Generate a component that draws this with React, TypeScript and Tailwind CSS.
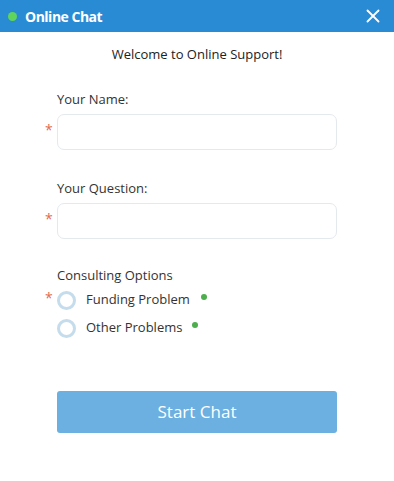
import { X } from 'lucide-react'

const FONT = { fontFamily: '"Open Sans", "Noto Sans", sans-serif' }

function Star() {
  return <span className="w-[10px] shrink-0 text-[14px] leading-none text-[#e06b4f]">*</span>
}

function Field({ label, top }: { label: string; top: string }) {
  return (
    <div className={top}>
      <div className="pl-[57px] text-[13px] leading-[18px] text-[#333]">{label}</div>
      <div className="mt-[6px] flex items-start pl-[45px]">
        <span className="mt-[3px] w-[12px]"><Star /></span>
        <div className="h-[36px] w-[280px] rounded-[7px] border border-[#e4e9ee] bg-white" />
      </div>
    </div>
  )
}

function Radio({ label, dotGap }: { label: string; dotGap: string }) {
  return (
    <div className="flex h-[28px] items-center">
      <span className="h-[19px] w-[19px] rounded-full border-[3px] border-[#c4dcec] bg-white" />
      <span className="ml-[10px] text-[13px] text-[#333]">{label}</span>
      <span className={`${dotGap} -mt-[6px] h-[6px] w-[6px] rounded-full bg-[#4cae4c]`} />
    </div>
  )
}

export default function App() {
  return (
    <div className="h-[481px] w-[394px] bg-white" style={FONT}>
      <div className="flex h-[32px] items-center bg-[#2a8bd5] pl-[8px] pr-[10px]">
        <span className="h-[9px] w-[9px] rounded-full bg-[#5fd55b]" />
        <span className="ml-[8px] text-[14px] font-bold tracking-[-0.5px] text-white">Online Chat</span>
        <X className="ml-auto h-[22px] w-[22px] text-white" strokeWidth={2} />
      </div>

      <div className="mt-[13px] text-center text-[13px] leading-[18px] text-[#222]">
        Welcome to Online Support!
      </div>

      <Field label="Your Name:" top="mt-[27px]" />
      <Field label="Your Question:" top="mt-[29px]" />

      <div className="mt-[27px]">
        <div className="pl-[57px] text-[13px] leading-[18px] text-[#333]">Consulting Options</div>
        <div className="mt-[2px] flex pl-[45px]">
          <span className="-mt-[1px] w-[12px]"><Star /></span>
          <div>
            <Radio label="Funding Problem" dotGap="ml-[11px]" />
            <Radio label="Other Problems" dotGap="ml-[10px]" />
          </div>
        </div>
      </div>

      <div className="mt-[49px] pl-[57px]">
        <button className="h-[42px] w-[280px] rounded-[3px] bg-[#6bb0e1] text-[17px] text-white">
          Start Chat
        </button>
      </div>
    </div>
  )
}
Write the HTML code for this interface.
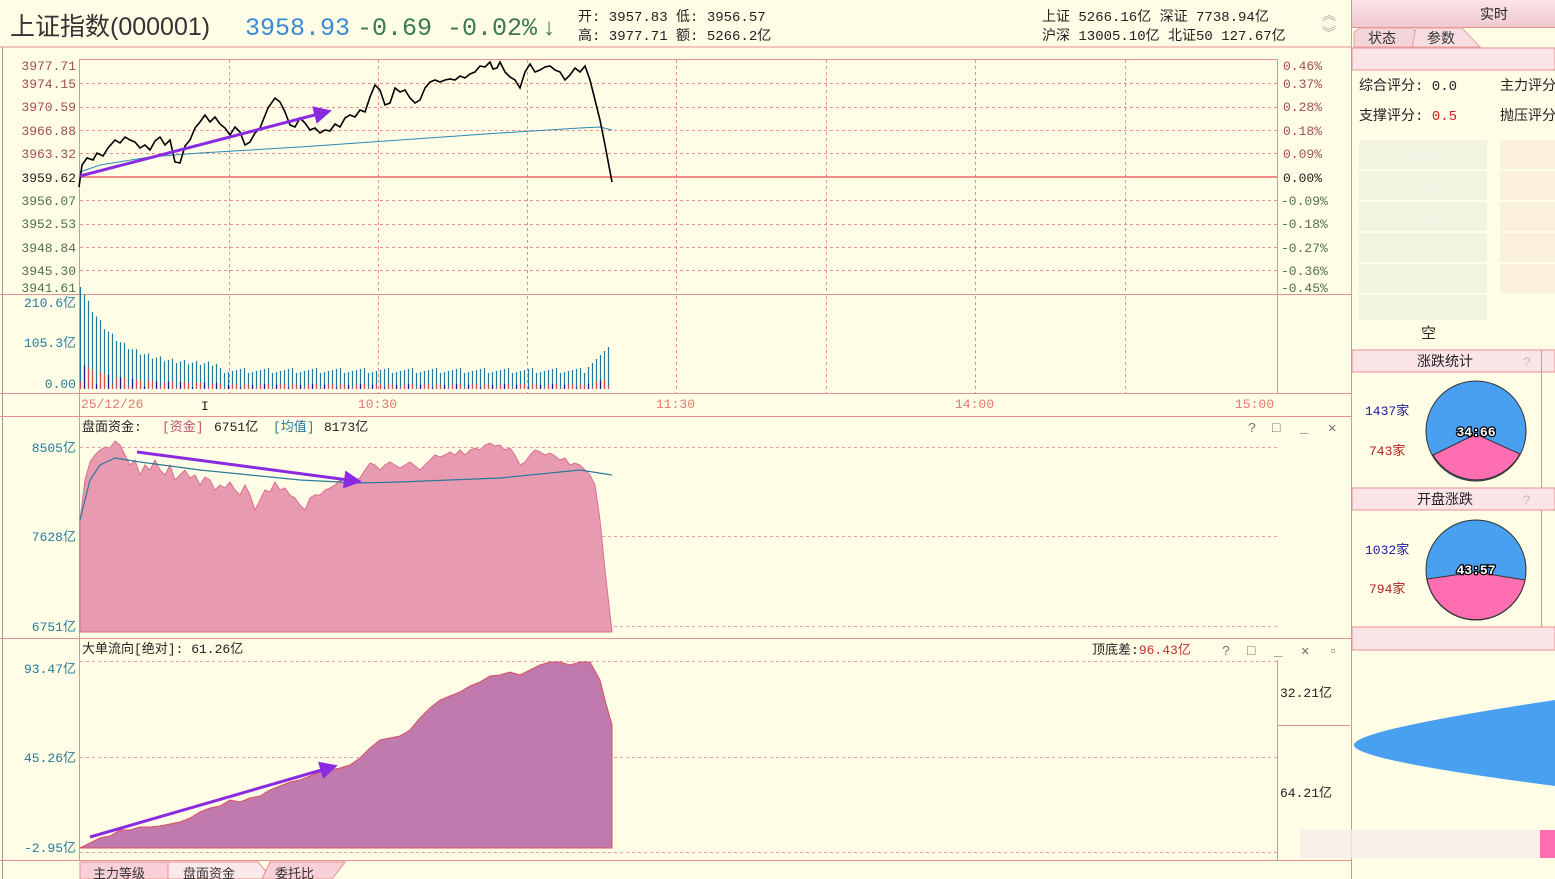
<!DOCTYPE html>
<html><head><meta charset="utf-8"><style>
html,body{margin:0;padding:0;background:#fffde6;width:1555px;height:879px;overflow:hidden}
svg{display:block;font-family:"Liberation Mono","Noto Sans CJK SC",monospace}
.pl{paint-order:stroke;stroke:#000;stroke-width:2.5px;fill:#fff;font-weight:bold}
</style></head><body>
<svg width="1555" height="879" viewBox="0 0 1555 879" xmlns="http://www.w3.org/2000/svg">
<defs>
<linearGradient id="hg" x1="0" y1="0" x2="0" y2="1"><stop offset="0" stop-color="#fbe6ea"/><stop offset="1" stop-color="#f0c8d0"/></linearGradient>
<marker id="ah" markerWidth="6" markerHeight="6" refX="4" refY="3" orient="auto"><path d="M0,0 L6,3 L0,6 z" fill="#8a2be2"/></marker>
</defs>
<rect width="1555" height="879" fill="#fffde6"/>
<line x1="0" y1="47" x2="1352" y2="47" stroke="#e89090"/>
<text x="10" y="35" font-size="25" fill="#333" font-family="Liberation Sans,Noto Sans CJK SC,sans-serif">上证指数(000001)</text>
<text x="245" y="35" font-size="25" fill="#3a8ad8">3958.93</text>
<text x="357" y="35" font-size="25" fill="#3a7a50">-0.69  -0.02%</text>
<text x="542" y="35" font-size="24" fill="#3a7a50">↓</text>
<g font-size="14" fill="#222"><text x="578" y="21">开: 3957.83  低: 3956.57</text><text x="578" y="40">高: 3977.71  额: 5266.2亿</text>
<text x="1042" y="21">上证 5266.16亿  深证 7738.94亿</text><text x="1042" y="40">沪深 13005.10亿  北证50 127.67亿</text></g>
<text x="1322" y="20" font-size="14" fill="#aaa">︽</text><text x="1322" y="38" font-size="14" fill="#aaa">︾</text>
<line x1="1351.5" y1="0" x2="1351.5" y2="879" stroke="#e89090"/>
<line x1="2.5" y1="47" x2="2.5" y2="879" stroke="#999"/>
<rect x="79.5" y="59.5" width="1198" height="235" fill="none" stroke="#e89090"/>
<g stroke="#e89090" stroke-dasharray="3,3" fill="none">
<path d="M80 83.5H1277M80 107.5H1277M80 130.5H1277M80 153.5H1277M80 200.5H1277M80 224.5H1277M80 247.5H1277M80 270.5H1277"/>
<path d="M229.5 60V294M378.5 60V294M527.5 60V294M676.5 60V294M826.5 60V294M975.5 60V294M1125.5 60V294"/>
<path d="M229.5 296V393M378.5 296V393M527.5 296V393M676.5 296V393M826.5 296V393M975.5 296V393M1125.5 296V393"/>
</g>
<line x1="80" y1="177" x2="1277" y2="177" stroke="#e86a6a" stroke-width="1.5"/>
<g font-size="13" fill="#a05050" text-anchor="end">
<text x="76" y="70">3977.71</text><text x="76" y="88">3974.15</text><text x="76" y="111">3970.59</text><text x="76" y="135">3966.88</text><text x="76" y="158">3963.32</text><text x="76" y="182" fill="#222">3959.62</text>
<text x="76" y="205" fill="#507050">3956.07</text><text x="76" y="228" fill="#507050">3952.53</text><text x="76" y="252" fill="#507050">3948.84</text><text x="76" y="275" fill="#507050">3945.30</text><text x="76" y="292" fill="#507050">3941.61</text></g>
<g font-size="13" fill="#a05050"><text x="1283" y="70">0.46%</text><text x="1283" y="88">0.37%</text><text x="1283" y="111">0.28%</text><text x="1283" y="135">0.18%</text><text x="1283" y="158">0.09%</text><text x="1283" y="182" fill="#222">0.00%</text>
<g fill="#507050"><text x="1281" y="205">-0.09%</text><text x="1281" y="228">-0.18%</text><text x="1281" y="252">-0.27%</text><text x="1281" y="275">-0.36%</text><text x="1281" y="292">-0.45%</text></g></g>
<polyline fill="none" stroke="#2a8ab0" stroke-width="1" points="80,172 100,165 150,157 200,153 300,147 400,140 500,133 580,128 600,127 612,130"/>
<polyline fill="none" stroke="#000" stroke-width="1.6" points="79,187 82,165 87,158 93,160 97,153 103,156 108,148 115,140 120,143 125,137 130,140 135,142 140,148 145,145 150,150 155,141 160,137 165,145 170,140 175,162 180,163 185,146 190,140 195,128 200,122 205,115 210,122 215,117 220,124 225,128 230,135 235,127 240,132 245,145 250,142 255,133 260,128 268,108 275,98 280,102 285,112 290,125 295,127 300,118 305,123 310,130 315,128 320,133 325,130 330,131 335,124 340,127 345,118 350,115 355,117 360,110 365,112 370,97 375,85 380,90 385,105 390,103 395,88 400,92 405,90 410,98 415,103 420,100 425,88 430,82 435,80 440,82 445,80 450,79 455,80 460,76 465,78 470,74 475,72 480,66 485,67 490,62 493,69 497,68 500,62 505,72 510,77 515,80 520,88 525,72 530,64 535,72 540,70 545,67 550,66 555,70 560,72 565,80 570,75 575,68 580,72 585,66 590,80 595,100 600,120 605,145 612,182"/>
<line x1="80" y1="176" x2="326" y2="112" stroke="#8a2be2" stroke-width="3" marker-end="url(#ah)"/>
<line x1="0" y1="294.5" x2="1352" y2="294.5" stroke="#e89090"/>
<line x1="0" y1="393.5" x2="1352" y2="393.5" stroke="#e89090"/>
<line x1="1277.5" y1="295" x2="1277.5" y2="393" stroke="#e89090"/>
<g font-size="13" fill="#2a7a9a" text-anchor="end"><text x="76" y="307">210.6亿</text><text x="76" y="347">105.3亿</text><text x="76" y="388">0.00</text></g>
<g id="vb"></g>
<line x1="79.5" y1="295" x2="79.5" y2="860" stroke="#e89090"/>
<g font-size="13" fill="#e07a70"><text x="81" y="408">25/12/26</text><text x="358" y="408">10:30</text><text x="656" y="408">11:30</text><text x="955" y="408">14:00</text><text x="1235" y="408">15:00</text></g>
<text x="201" y="410" font-size="13" fill="#222">I</text>
<line x1="0" y1="416.5" x2="1352" y2="416.5" stroke="#e89090"/>
<g font-size="13"><text x="82" y="431" fill="#222">盘面资金:</text><text x="162" y="431" fill="#c05070">[资金]</text><text x="214" y="431" fill="#222">6751亿</text><text x="273" y="431" fill="#2a7a9a">[均值]</text><text x="324" y="431" fill="#222">8173亿</text></g>
<g font-size="14" fill="#777"><text x="1248" y="432">?</text><text x="1272" y="432">□</text><text x="1300" y="432">_</text><text x="1328" y="432">✕</text></g>
<g stroke="#e8a0a0" stroke-dasharray="3,3"><line x1="80" y1="447.5" x2="1277" y2="447.5"/><line x1="80" y1="536.5" x2="1277" y2="536.5"/><line x1="80" y1="626.5" x2="1277" y2="626.5"/></g>
<g font-size="13" fill="#2a7a9a" text-anchor="end"><text x="76" y="452">8505亿</text><text x="76" y="541">7628亿</text><text x="76" y="631">6751亿</text></g>
<polygon fill="#e89ab0" stroke="#d87090" points="80,632 80,520 85,480 90,462 95,455 100,450 105,447 110,448 115,441 120,445 125,455 130,465 135,460 140,475 145,465 150,470 155,460 160,470 165,475 170,465 175,480 180,475 185,470 190,478 195,475 200,485 205,477 210,480 215,490 220,485 225,488 230,482 235,490 240,495 245,485 250,495 255,510 260,500 265,490 270,492 275,482 280,490 285,488 290,495 295,498 300,505 305,510 310,498 315,495 320,495 325,490 330,488 335,485 340,480 345,485 350,482 355,480 360,478 365,470 370,463 375,465 380,470 385,465 390,462 395,465 400,468 405,465 410,462 415,466 420,470 425,465 430,460 435,455 440,457 445,455 450,452 455,455 460,450 465,455 470,450 475,448 480,450 485,445 490,443 495,446 500,445 505,450 510,448 515,455 520,465 525,462 530,455 535,450 540,452 545,455 550,453 555,456 560,460 565,458 570,465 575,463 580,465 585,470 590,475 595,485 600,520 605,570 612,632"/>
<polyline fill="none" stroke="#2a7a9a" stroke-width="1.2" points="80,520 90,480 100,465 115,458 140,462 200,470 300,480 360,483 400,482 500,478 580,470 612,475"/>
<line x1="137" y1="452" x2="356" y2="481" stroke="#8a2be2" stroke-width="3" marker-end="url(#ah)"/>
<line x1="0" y1="638.5" x2="1352" y2="638.5" stroke="#e89090"/>
<text x="82" y="653" font-size="13" fill="#222">大单流向[绝对]:  61.26亿</text>
<text x="1092" y="654" font-size="13" fill="#222">顶底差:<tspan fill="#c03030">96.43亿</tspan></text>
<g font-size="14" fill="#777"><text x="1222" y="655">?</text><text x="1247" y="655">□</text><text x="1274" y="655">_</text><text x="1301" y="655">✕</text><text x="1329" y="655">▫</text></g>
<g stroke="#e8a0a0" stroke-dasharray="3,3"><line x1="80" y1="661.5" x2="1277" y2="661.5"/><line x1="80" y1="757.5" x2="1277" y2="757.5"/><line x1="80" y1="852.5" x2="1277" y2="852.5"/></g>
<g font-size="13" fill="#2a7a9a" text-anchor="end"><text x="76" y="673">93.47亿</text><text x="76" y="762">45.26亿</text><text x="76" y="852">-2.95亿</text></g>
<polygon fill="#c07aae" stroke="#d85060" points="80,848 90,843 100,838 110,836 120,830 130,830 140,827 150,827 160,826 170,824 180,822 190,818 200,812 210,808 220,806 230,800 240,802 250,798 260,796 270,790 280,786 290,782 300,780 310,776 320,772 330,770 340,768 350,765 360,758 370,748 380,740 390,738 400,736 410,730 420,718 430,708 440,700 450,696 460,692 470,686 480,682 490,676 500,675 510,672 520,675 530,670 540,665 550,662 560,662 570,665 580,662 590,662 600,680 605,700 612,725 612,848"/>
<line x1="90" y1="837" x2="332" y2="767" stroke="#8a2be2" stroke-width="3" marker-end="url(#ah)"/>
<line x1="1277.5" y1="660" x2="1277.5" y2="860" stroke="#e89090"/>
<line x1="1278" y1="725.5" x2="1350" y2="725.5" stroke="#e89090"/>
<g font-size="13" fill="#222"><text x="1280" y="697">32.21亿</text><text x="1280" y="797">64.21亿</text></g>
<line x1="0" y1="860.5" x2="1352" y2="860.5" stroke="#e89090"/>
<path d="M80 879V862H168V879Z" fill="#f8d0d8" stroke="#e89090"/>
<path d="M168 879V862H258L272 879Z" fill="#fbe8ea" stroke="#e89090"/>
<path d="M262 879L270 862H345L332 879Z" fill="#f8d0d8" stroke="#e89090"/>
<g font-size="13" fill="#333"><text x="93" y="878">主力等级</text><text x="183" y="878">盘面资金</text><text x="275" y="878">委托比</text></g>
<rect x="1352" y="0" width="203" height="27" fill="url(#hg)"/>
<text x="1480" y="19" font-size="14" fill="#222">实时</text>
<line x1="1352" y1="27.5" x2="1555" y2="27.5" stroke="#e89090"/>
<path d="M1354 47V32L1360 28H1412L1430 47Z" fill="#f3d5da" stroke="#e8a0a0"/>
<path d="M1412 47L1416 28H1462L1480 47Z" fill="#f8dde2" stroke="#e8a0a0"/>
<g font-size="14" fill="#333"><text x="1368" y="43">状态</text><text x="1427" y="43">参数</text></g>
<rect x="1352" y="48" width="203" height="22" fill="#fbe4e8" stroke="#e89090"/>
<g font-size="14" fill="#222"><text x="1359" y="90">综合评分:  0.0</text><text x="1500" y="90">主力评分</text><text x="1359" y="120">支撑评分:  <tspan fill="#d02020">0.5</tspan></text><text x="1500" y="120">抛压评分</text></g>
<g fill="#f1f4e0"><rect x="1359" y="140" width="128" height="29"/><rect x="1359" y="171" width="128" height="29"/><rect x="1359" y="202" width="128" height="29"/><rect x="1359" y="233" width="128" height="29"/><rect x="1359" y="264" width="128" height="29"/><rect x="1359" y="295" width="128" height="25"/></g>
<g fill="#fbf0dc"><rect x="1500" y="140" width="55" height="29"/><rect x="1500" y="171" width="55" height="29"/><rect x="1500" y="202" width="55" height="29"/><rect x="1500" y="233" width="55" height="29"/><rect x="1500" y="264" width="55" height="29"/></g>
<g font-size="13" fill="#f6f7ea"><text x="1410" y="160">-2.5</text><text x="1410" y="191">-2.0</text><text x="1410" y="222">-1.5</text><text x="1410" y="253">-1.0</text><text x="1410" y="284">-0.5</text></g>
<text x="1421" y="338" font-size="15" fill="#222">空</text>
<rect x="1352" y="350" width="203" height="22" fill="#fbe4e8" stroke="#e89090"/>
<text x="1417" y="366" font-size="14" fill="#222">涨跌统计</text><text x="1523" y="366" font-size="13" fill="#bbb">?</text>
<line x1="1541.5" y1="350" x2="1541.5" y2="627" stroke="#e89090"/>
<text x="1365" y="415" font-size="13" fill="#1a1aa0">1437家</text><text x="1369" y="455" font-size="13" fill="#b02020">743家</text>
<circle cx="1476" cy="431" r="50" fill="#4aa0f0" stroke="#333"/>
<path d="M1476 434 L1433 455 A50 50 0 0 0 1520 454 Z" fill="#ff6eb0" stroke="#333"/>
<text x="1476" y="436" font-size="13" class="pl" text-anchor="middle">34:66</text>
<rect x="1352" y="488" width="203" height="22" fill="#fbe4e8" stroke="#e89090"/>
<text x="1417" y="504" font-size="14" fill="#222">开盘涨跌</text><text x="1523" y="504" font-size="13" fill="#bbb">?</text>
<text x="1365" y="554" font-size="13" fill="#1a1aa0">1032家</text><text x="1369" y="593" font-size="13" fill="#b02020">794家</text>
<circle cx="1476" cy="570" r="50" fill="#4aa0f0" stroke="#333"/>
<path d="M1476 572 L1427 579 A50 50 0 0 0 1525 580 Z" fill="#ff6eb0" stroke="#333"/>
<text x="1476" y="574" font-size="13" class="pl" text-anchor="middle">43:57</text>
<rect x="1352" y="627" width="203" height="23" fill="#fbe4e8" stroke="#e89090"/>
<path d="M1555 700 Q1354 730 1354 745 Q1354 760 1555 786 Z" fill="#4aa0f0"/>
<rect x="1300" y="830" width="240" height="28" fill="#f8ecea" opacity="0.8"/>
<rect x="1540" y="830" width="15" height="28" fill="#ff6eb0"/>
</svg>
<script>
(function(){var g=document.getElementById('vb'),s='';
for(var i=0;i<133;i++){var x=80.5+i*4;var h;
if(i<35)h=80*Math.exp(-i/8)+22+(i%3)*2;else h=16+((i*7)%6);
if(i>126)h=18+(i-126)*4;
var top=389-h;var rh=Math.min(h*0.25,26)*(i%4==0?0.3:1);
s+='<line x1="'+x+'" y1="389" x2="'+x+'" y2="'+top.toFixed(1)+'" stroke="#1f7aa0" stroke-width="1.2"/>';
s+='<line x1="'+x+'" y1="389" x2="'+x+'" y2="'+(389-rh).toFixed(1)+'" stroke="'+(i%3==1?'#1a1a90':'#d05050')+'" stroke-width="1.2"/>';}
g.innerHTML=s;})();
</script>
</body></html>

[TASK DETAILS]
Copy each line above that contains the string "this".

[PROBLEM SOLUTION]
Generate a component that draws this with React, TypeScript and Tailwind CSS.
Write the HTML code for this interface.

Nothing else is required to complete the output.